Get to know Charisse Loriaux who is playing several characters in Dogeaters including Lolita Luna, Lola Narcisa Divino, and Stephanie Jacobs among others.
What are you most looking forward to about this production?
I’m most looking forward to gracing the Magic stage with this talented cast, speaking Jessica Hagedorn’s words with truth and honesty, taking the audience on a ride of a lifetime, and executing Loretta Greco’s vision at optimal energy and total commitment. All of this equals to having a blast and having so much fun. I look forward to all of this. However, I know it’ll pass in a flash. So, writing this is a reminder to myself to breathe it all in, hold my breath and exhale slowly. I want to remember how very special this time in my life is.
What was your first experience at/with Magic?

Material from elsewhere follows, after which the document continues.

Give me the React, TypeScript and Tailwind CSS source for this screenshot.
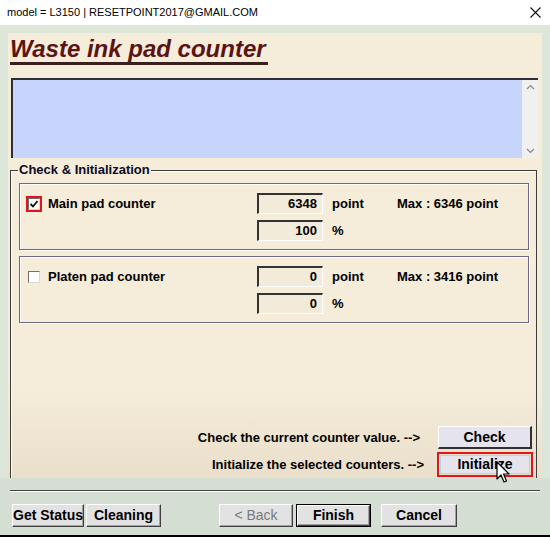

My first experience at the Magic Theatre was in 1998 when I saw Mules by Winsome Pinnock, directed by Dianne Wynter. I was a young student taking classes at Diablo Valley College, passionate about theatre and excited to see my sister’s friend, Andrea Harris perform. My sister, Bridgette Loriaux met Andrea Harris at the Oregon Shakespeare Festival where they both were Company Members. I remember the intimate space, sitting center and being drawn in by the actors and their talent. Also, feeling quite special because I knew someone in the cast. I left the Magic Theatre feeling inspired and it only reaffirmed I wanted to be an actor.
What have you seen/read (shows, concerts, movies, books, art) lately that really spoke to you? Why?
In December, I took my partner to experience Janet Cardiff’s The Forty Part Motet at the Fort Mason Center. It’s a 40-part choral performance of English composer, Thomas Tallis’s sixteenth-century composition Spem in Alium, sung by the Salisbury Cathedral Choir. There were 40 speakers arranged in an oval, where each choral member was individually recorded. When standing in the center of the oval, my partner and I were flooded with harmonies and a force that was so moving it brought me to tears. However, when we stood close to any of the 40 speakers, placing our ear next to the soft black material, we could hear the individual voices and the parts they sang, along with the occasional clearing of their throat or laugh during their intermission. It was so intimate and personal.
It spoke to me because it was really the patrons who roamed the room that made the exhibition fascinating. I saw couples holding each other, eyes closed and still. I saw a young woman staring out the window. I saw an old woman and a teenager giggling. I also just watched my partner for a small while as he went speaker to speaker and just listened. All of this was happening as these 40 voices filled the room. I’m grateful Janet Cardiff created 14 minutes where we could just breathe and feel beauty or whatever you wanted to feel.
How did you get into acting, what was your first gig?
It was 1998 and I was 19 years old when I received a phone call to audition for The Aurora Theatre Company. They were producing Posing for Gauguin, by Dorothy Bryant, directed by Cliff Mayotte. They first wanted my older sister, Bridgette Loriaux to audition, but she was already working in another show. So my awesome sister recommended her little sister for the job and I ultimately got the part of Teha’amana, Gauguin’s teenage mistress and Tahitian model. I was working with Jeri Lynn Cohen who played the ghost of Gauguin’s grandmother and Owen Murphy who played Gauguin himself. They took me under their wing and I was able to experience professionalism at its finest. In addition to working with these two incredible actors, I was able to be under the direction of Cliff Mayotte. What a brilliant man and just so damn smart! We had come full circle and I was able to work with Mr. Cliff Mayotte again in 2010 in the Rough and Tumble World Premiere of A History of Human Stupidity by Andy Bayiates. Cliff has always believed in me and I’m so grateful. There’s one more person that I owe so much to and that I must thank. She saw a spark in me at 19 and fostered my career. This wonderful person is Barbara Oliver, an actor and director who founded the Aurora Theatre Company in 1991. Barbara Oliver passed in 2013 and her legacy of love and theatre lives on.
Can you tell us a little about your character? What do you think is her best quality? Worst?
I play the role of Lolita Luna, the soft porn “bomba” movie star. She’s the life of the party, beautiful, sexy and successful. The company she keeps are men who use and abuse her, but they’re also very rich and very powerful. Although her adoring fans thinks she has it all, all she really has is her beloved son. Lolita prays these men with great power will help her and her child escape the country. Her best quality is her worst quality. Lolita is willing to do anything and will go to great lengths for what she wants. She’ll go to that deep dark place and sacrifice it all for her son. Her capacity and tolerance for pain is limitless.